Setting it all to rights, drying her clothes, folding them and putting them away, becomes a labour of love. I can’t nurture her in person, I get no time with her, so I nurture and pay tribute to her through my actions. I ready the house so when she chooses to come home she doesn’t come home to the mess she left. I hope she sees in that how much I love her. I won’t tell her I did it. I don’t want anything in return. I just want to do something for her, and this is the only thing I can do. But, oh, these tasks get done and I’m still alone in the house. Not knowing where she is. Not wanting to walk up to the pub to see if she’s at the pokies, because I don’t know if it’ll make me sadder that she is there or sadder that she’s not. So many hours to live through yet.
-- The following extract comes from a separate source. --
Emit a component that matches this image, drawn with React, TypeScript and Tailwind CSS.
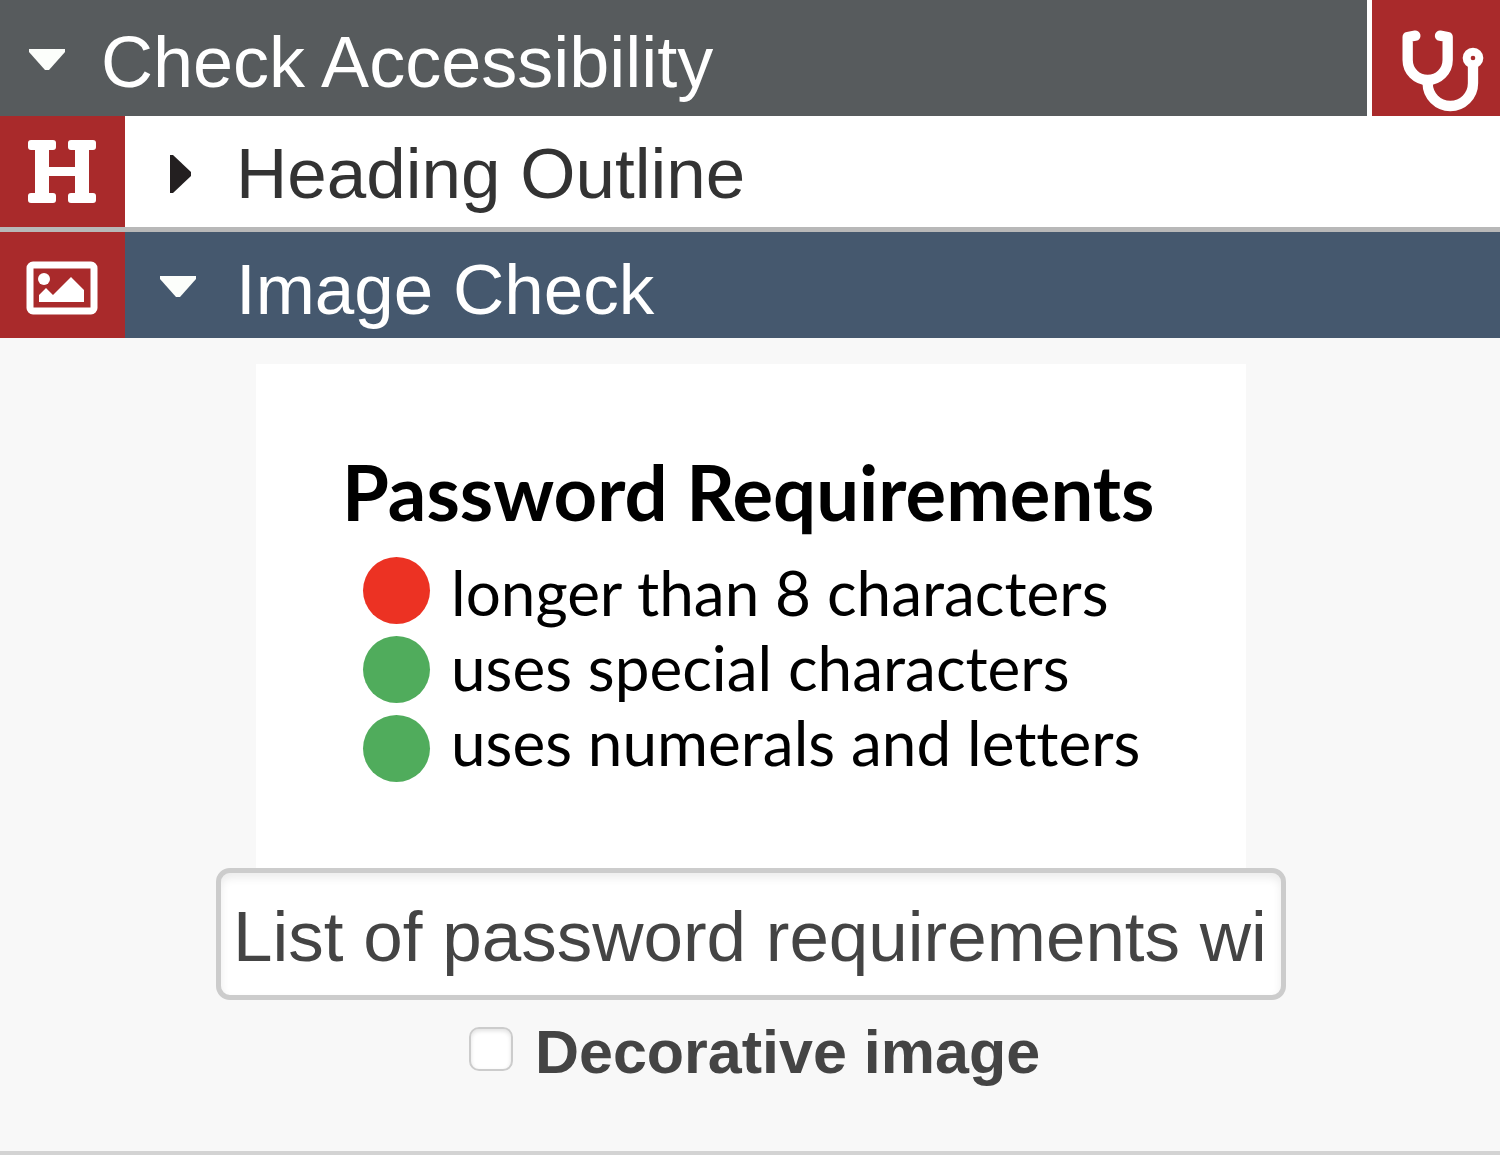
import { useState } from 'react'
import type { ReactNode } from 'react'

function ArrowDown() {
  return (
    <svg viewBox="0 0 38 24" className="h-6 w-[38px] shrink-0" aria-hidden="true">
      <path d="M1 1h36v3L21 22h-4L1 4z" fill="#fcfefb" />
    </svg>
  )
}

function ArrowRight() {
  return (
    <svg viewBox="0 0 38 40" className="h-10 w-[38px] shrink-0" aria-hidden="true">
      <path d="M11 1h3l18 17v4L14 39h-3z" fill="#231f20" />
    </svg>
  )
}

function HeadingIcon() {
  return (
    <svg viewBox="-2 0 72 64" className="h-16 w-[72px]" fill="#fff" aria-hidden="true">
      <rect x="0" y="0" width="28" height="10" rx="3" />
      <rect x="40" y="0" width="28" height="10" rx="3" />
      <rect x="0" y="53" width="28" height="10" rx="3" />
      <rect x="40" y="53" width="28" height="10" rx="3" />
      <rect x="7" y="5" width="14" height="53" />
      <rect x="47" y="5" width="14" height="53" />
      <rect x="19" y="27" width="29" height="9" />
    </svg>
  )
}

function ImageIcon() {
  return (
    <svg viewBox="0 0 72 54" className="mt-1.5 h-[54px] w-[72px]" fill="#fff" aria-hidden="true">
      <rect x="4" y="4" width="64" height="46" rx="3" fill="none" stroke="#fff" strokeWidth="7" />
      <circle cx="18" cy="18" r="6" />
      <path d="M13 41v-7l7-7 7 7 18-18 13 13v12z" />
    </svg>
  )
}

function StethoscopeIcon() {
  return (
    <svg viewBox="0 0 384 348" className="h-[116px] w-32" fill="none" stroke="#fff" aria-hidden="true">
      <path
        d="M130 107 107 111V180a60 60 0 0 0 120 0V111L204 107"
        strokeWidth="31"
        strokeLinecap="round"
        strokeLinejoin="round"
      />
      <path d="M167 238v12a68 68 0 0 0 136 0V190" strokeWidth="31" />
      <circle cx="303" cy="174" r="19" strokeWidth="24" />
    </svg>
  )
}

interface SectionRowProps {
  icon: ReactNode
  title: string
  open?: boolean
}

function SectionRow({ icon, title, open = false }: SectionRowProps) {
  return (
    <h3 className={open ? 'flex h-[106px] bg-[#45586e] text-white' : 'flex h-[111px] bg-white text-[#333]'}>
      <span className="flex w-[125px] shrink-0 items-center bg-[#a92a2b] pl-[26px]">{icon}</span>
      <button
        type="button"
        aria-expanded={open}
        className="flex flex-1 items-center gap-[39px] pt-1 pl-[34px] text-left text-[71px] leading-none"
      >
        {open ? <ArrowDown /> : <ArrowRight />}
        <span className={open ? 'pt-1' : ''}>{title}</span>
      </button>
    </h3>
  )
}

const requirements = [
  { text: 'longer than 8 characters', met: false },
  { text: 'uses special characters', met: true },
  { text: 'uses numerals and letters', met: true },
]

function ImagePreview() {
  return (
    <figure className="h-[504px] w-full max-w-[990px] bg-white pt-20 pl-[86px] font-['Lato',sans-serif] text-black [font-variant-ligatures:none]">
      <p className="text-[76px] leading-[96px] font-bold whitespace-nowrap">Password Requirements</p>
      <div className="flex gap-[21px] pt-[17px] pl-[21px]">
        <div className="flex flex-col gap-3">
          {requirements.map(({ text, met }) => (
            <span key={text} className={`size-[67px] rounded-full ${met ? 'bg-[#50ac5c]' : 'bg-[#ec3223]'}`} />
          ))}
        </div>
        <ul className="-mt-0.5 text-[62px] leading-[75px] whitespace-nowrap">
          {requirements.map(({ text }) => (
            <li key={text}>{text}</li>
          ))}
        </ul>
      </div>
    </figure>
  )
}

export default function App() {
  const [altText, setAltText] = useState('List of password requirements wi')
  const [decorative, setDecorative] = useState(false)

  return (
    <main className="border-b-4 border-[#d3d3d3] bg-[#f8f8f8] font-['Liberation_Sans',Arial,sans-serif]">
      <header className="flex h-[116px] gap-[5px] bg-white text-white">
        <h2 className="flex flex-1 bg-[#575b5d]">
          <button
            type="button"
            aria-expanded="true"
            className="flex flex-1 items-center gap-[35px] pt-1 pl-7 text-left text-[72px] leading-none"
          >
            <ArrowDown />
            <span className="pt-1">Check Accessibility</span>
          </button>
        </h2>
        <div className="w-32 shrink-0 bg-[#a92a2b]">
          <StethoscopeIcon />
        </div>
      </header>

      <SectionRow icon={<HeadingIcon />} title="Heading Outline" />
      <div className="h-[5px] bg-[#b8b8b8]" />
      <SectionRow icon={<ImageIcon />} title="Image Check" open />

      <section className="flex flex-col items-center pt-[26px] pb-[67px] pl-0.5">
        <ImagePreview />
        <input
          type="text"
          aria-label="Alternative text"
          value={altText}
          onChange={(e) => setAltText(e.target.value)}
          className="h-[132px] w-full max-w-[1070px] rounded-[14px] border-[5px] border-[#ccc] bg-white pt-1 pr-1 pl-3 text-[71px] text-[#444] shadow-[inset_0_5px_8px_rgba(0,0,0,0.08)] outline-none"
        />
        <label className="flex items-center gap-[22px] pt-5 pl-[7px] text-[61px] leading-[64px] font-bold text-[#444]">
          <input
            type="checkbox"
            checked={decorative}
            onChange={(e) => setDecorative(e.target.checked)}
            className="mb-1.5 size-11 appearance-none rounded-[10px] border-2 border-[#ccc] bg-white shadow-[inset_0_2px_4px_rgba(0,0,0,0.12)] checked:bg-[#45586e]"
          />
          Decorative image
        </label>
      </section>
    </main>
  )
}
I begin thinking about death simply because it seems an escape sweeter and longer than sleep. I know it’s not healthy to be thinking of it, and I hate myself more for my lack of stoicism. People have endured far more than this! Friends say, You shouldn’t have to put up with this, you shouldn’t be in a one-sided relationship, if it makes you this unhappy there’s no return in it for you. It’s not about should or shouldn’t, though. It’s about can or can’t. And I can endure it. So I keep enduring it.